Because the brains of people in the spectrum have some differences, the "correct" instinctive way of doing those things is almost usually different, some people whose brains think that isn't the correct way of performing non-verbal communication will react negatively, sometimes without being capable of explaining why, and will instead retort to vague attacks such as "XYZ is such a weirdo/gives me bad vibes/is a creep", even when they aren't really doing anything wrong.

You may have heard or read of the "doesn't make eye-to-eye contact" pointer to diagnose autism. That is true of a subset of autistic people, there are other autistic people whose natural prefered amount of eye contact is different than the norm, and there are plenty who perform the socially acceptable amount of eye contact because they're masking, even though it feels unnatural, or feels annoying, or forced, or is even energy-consuming. Now consider the same for voice tone, sarcasm, gender roles in communication, hand gestures (depending on the country), how much it is socially acceptable to discuss your interests specifically, and so on, and so on, which are often also rules that aren't laid out with precision, because NTs don't need them to be laid out with precision. There's a dual problem in that you're both constantly forcing yourself to perform in a way that feels unnatural, and that you have to consciously seek out for signs that they're being interpreted the correct way, because otherwise NTs aren't going to tell you, and all of that is taking energy out of you.

As personal anecdotes. I didn't know how to mask in my early teens, and consequently, I was often left out at best, when not mocked or ridiculed, in physical social settings, while online I had no issues whatsoever to make friends even though I was annoyingly smug (people will be far more willing to overlook your bad traits if you're capable of correctly performing that you're part of the in-group).
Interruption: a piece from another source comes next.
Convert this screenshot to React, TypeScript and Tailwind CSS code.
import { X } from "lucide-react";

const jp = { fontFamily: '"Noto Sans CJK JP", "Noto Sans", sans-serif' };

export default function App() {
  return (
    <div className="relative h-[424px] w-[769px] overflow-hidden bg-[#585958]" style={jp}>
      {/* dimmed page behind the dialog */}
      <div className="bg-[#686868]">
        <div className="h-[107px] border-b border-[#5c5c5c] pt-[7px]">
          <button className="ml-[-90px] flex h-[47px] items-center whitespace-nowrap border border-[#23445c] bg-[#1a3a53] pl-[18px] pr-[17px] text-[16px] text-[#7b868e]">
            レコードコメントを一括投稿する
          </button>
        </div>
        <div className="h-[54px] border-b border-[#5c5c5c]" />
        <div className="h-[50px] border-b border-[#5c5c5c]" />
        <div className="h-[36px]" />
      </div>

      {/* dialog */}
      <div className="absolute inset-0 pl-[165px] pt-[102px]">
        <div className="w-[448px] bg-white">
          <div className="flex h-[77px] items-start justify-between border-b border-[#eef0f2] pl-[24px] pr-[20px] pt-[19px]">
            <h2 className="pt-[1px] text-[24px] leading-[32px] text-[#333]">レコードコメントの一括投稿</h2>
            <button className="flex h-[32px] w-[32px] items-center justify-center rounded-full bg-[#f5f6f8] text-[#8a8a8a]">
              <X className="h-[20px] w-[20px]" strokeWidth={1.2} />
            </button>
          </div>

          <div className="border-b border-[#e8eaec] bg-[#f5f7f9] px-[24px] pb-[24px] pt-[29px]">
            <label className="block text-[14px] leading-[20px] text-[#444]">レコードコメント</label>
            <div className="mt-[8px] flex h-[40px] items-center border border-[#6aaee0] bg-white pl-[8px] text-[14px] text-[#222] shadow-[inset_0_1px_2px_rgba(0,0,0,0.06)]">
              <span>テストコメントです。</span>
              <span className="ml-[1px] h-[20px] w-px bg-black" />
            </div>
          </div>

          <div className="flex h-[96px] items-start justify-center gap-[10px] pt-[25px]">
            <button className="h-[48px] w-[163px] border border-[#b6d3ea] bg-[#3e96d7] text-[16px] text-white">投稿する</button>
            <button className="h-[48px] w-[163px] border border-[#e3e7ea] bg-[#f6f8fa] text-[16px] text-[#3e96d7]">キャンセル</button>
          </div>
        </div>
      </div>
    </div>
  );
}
Nowadays, if I'm in a place far away from my birth region, I don't have to mask too much because people will usually assume that my "weird" traits are just a cultural thing.

[–] [email protected] 0 points 5 months ago

I guess masking to some degree is normal. Everybody plays a role all the time. It's just how much your role deviates from your "true self"that varies.

Usually and hopefully you can be closer to yourself among friends than when dealing with colleagues or customers in professional settings.

But I'm guessing as well, I'm also not sure if there's a bigger difference in meaning to this community here.